If all of this seems sort of familiar, it’s because iterators in C# 2.0 also use the yield return contextual keyword to do the same sort of thing. I think they also use the same general implementation so I believe that most of what I’m about to say will also hold generally true for C# 2.0 iterators as well.

What’s really happening inside of FromTo()?

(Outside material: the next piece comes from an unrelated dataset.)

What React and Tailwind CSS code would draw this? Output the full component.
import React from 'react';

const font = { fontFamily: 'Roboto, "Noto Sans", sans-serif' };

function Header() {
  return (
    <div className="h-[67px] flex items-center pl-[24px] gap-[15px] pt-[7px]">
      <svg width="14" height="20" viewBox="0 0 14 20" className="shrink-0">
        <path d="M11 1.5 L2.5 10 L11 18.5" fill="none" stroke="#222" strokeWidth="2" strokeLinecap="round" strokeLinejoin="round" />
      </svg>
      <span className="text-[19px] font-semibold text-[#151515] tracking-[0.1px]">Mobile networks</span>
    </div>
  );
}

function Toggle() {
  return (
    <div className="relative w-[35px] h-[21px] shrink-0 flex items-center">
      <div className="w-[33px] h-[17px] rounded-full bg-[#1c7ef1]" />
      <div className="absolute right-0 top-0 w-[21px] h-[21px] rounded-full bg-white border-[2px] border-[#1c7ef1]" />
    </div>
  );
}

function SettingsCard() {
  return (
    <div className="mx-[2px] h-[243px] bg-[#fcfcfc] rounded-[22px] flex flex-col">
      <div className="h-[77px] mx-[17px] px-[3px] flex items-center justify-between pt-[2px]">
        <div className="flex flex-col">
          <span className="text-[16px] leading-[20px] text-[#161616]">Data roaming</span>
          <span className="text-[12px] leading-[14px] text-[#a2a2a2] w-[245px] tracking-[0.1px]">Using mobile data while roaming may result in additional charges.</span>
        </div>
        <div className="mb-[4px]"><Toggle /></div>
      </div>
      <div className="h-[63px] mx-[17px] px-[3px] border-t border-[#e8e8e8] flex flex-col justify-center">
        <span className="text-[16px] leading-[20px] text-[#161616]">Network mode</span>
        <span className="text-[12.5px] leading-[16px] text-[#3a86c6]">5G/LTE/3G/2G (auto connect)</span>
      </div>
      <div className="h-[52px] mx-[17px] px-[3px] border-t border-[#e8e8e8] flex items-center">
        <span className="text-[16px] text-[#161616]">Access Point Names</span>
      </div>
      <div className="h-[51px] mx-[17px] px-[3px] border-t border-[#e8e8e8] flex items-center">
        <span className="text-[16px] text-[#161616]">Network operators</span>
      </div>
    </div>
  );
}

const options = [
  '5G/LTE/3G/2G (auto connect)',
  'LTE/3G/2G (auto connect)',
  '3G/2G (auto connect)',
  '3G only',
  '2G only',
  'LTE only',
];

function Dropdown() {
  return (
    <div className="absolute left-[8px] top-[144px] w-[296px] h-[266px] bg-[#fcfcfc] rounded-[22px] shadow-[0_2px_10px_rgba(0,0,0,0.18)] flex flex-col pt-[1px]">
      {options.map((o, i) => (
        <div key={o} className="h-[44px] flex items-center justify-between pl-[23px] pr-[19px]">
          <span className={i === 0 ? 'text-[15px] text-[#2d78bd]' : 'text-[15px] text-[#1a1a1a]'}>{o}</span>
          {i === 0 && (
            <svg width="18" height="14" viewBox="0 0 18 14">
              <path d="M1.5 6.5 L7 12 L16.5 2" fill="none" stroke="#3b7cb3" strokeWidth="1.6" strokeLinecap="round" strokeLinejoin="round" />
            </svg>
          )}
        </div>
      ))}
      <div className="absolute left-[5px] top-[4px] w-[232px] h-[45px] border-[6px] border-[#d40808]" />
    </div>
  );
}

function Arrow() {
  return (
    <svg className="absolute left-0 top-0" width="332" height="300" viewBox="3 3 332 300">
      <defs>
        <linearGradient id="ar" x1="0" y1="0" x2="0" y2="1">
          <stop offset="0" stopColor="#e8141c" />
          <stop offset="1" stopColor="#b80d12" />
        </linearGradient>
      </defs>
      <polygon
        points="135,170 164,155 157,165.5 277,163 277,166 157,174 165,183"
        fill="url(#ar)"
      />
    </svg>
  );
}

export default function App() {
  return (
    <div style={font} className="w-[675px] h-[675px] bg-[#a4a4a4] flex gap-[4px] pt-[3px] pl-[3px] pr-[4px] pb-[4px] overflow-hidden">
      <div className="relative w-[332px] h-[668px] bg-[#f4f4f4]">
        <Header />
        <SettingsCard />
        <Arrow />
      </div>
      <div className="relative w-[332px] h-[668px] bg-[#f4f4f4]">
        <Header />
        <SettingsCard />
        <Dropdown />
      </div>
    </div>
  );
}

Running the compiled output of the FromTo() function through Reflector reveals the following code (I’ve cleaned up the variable names a little bit and removed some decompiler spam for clarity ):

public IEnumerable FromTo(char a, char b)
{
  fromToClosure closure = new fromToClosure();
  closure.this value = this; 
  closure.a = a;
  closure.b = b; 
 
 
return closure;
}

What we have here is the creation of a “lexical closure” – an object that effectively takes a snapshot of some stuff that currently lives on the stack and sticks that state on the heap so it can be referred to later. In this specific case, the code is just capturing the current values of the two method parameters and storing them in fields of the same name on the closure object. Once this is done, the function returns the closure back to its caller. Thus, when you call FromTo( 'A', 'E' ), the net result is an concrete implementation of IEnumerable that has two character fields – one whose value is ‘A’ and one whose value is ‘E’.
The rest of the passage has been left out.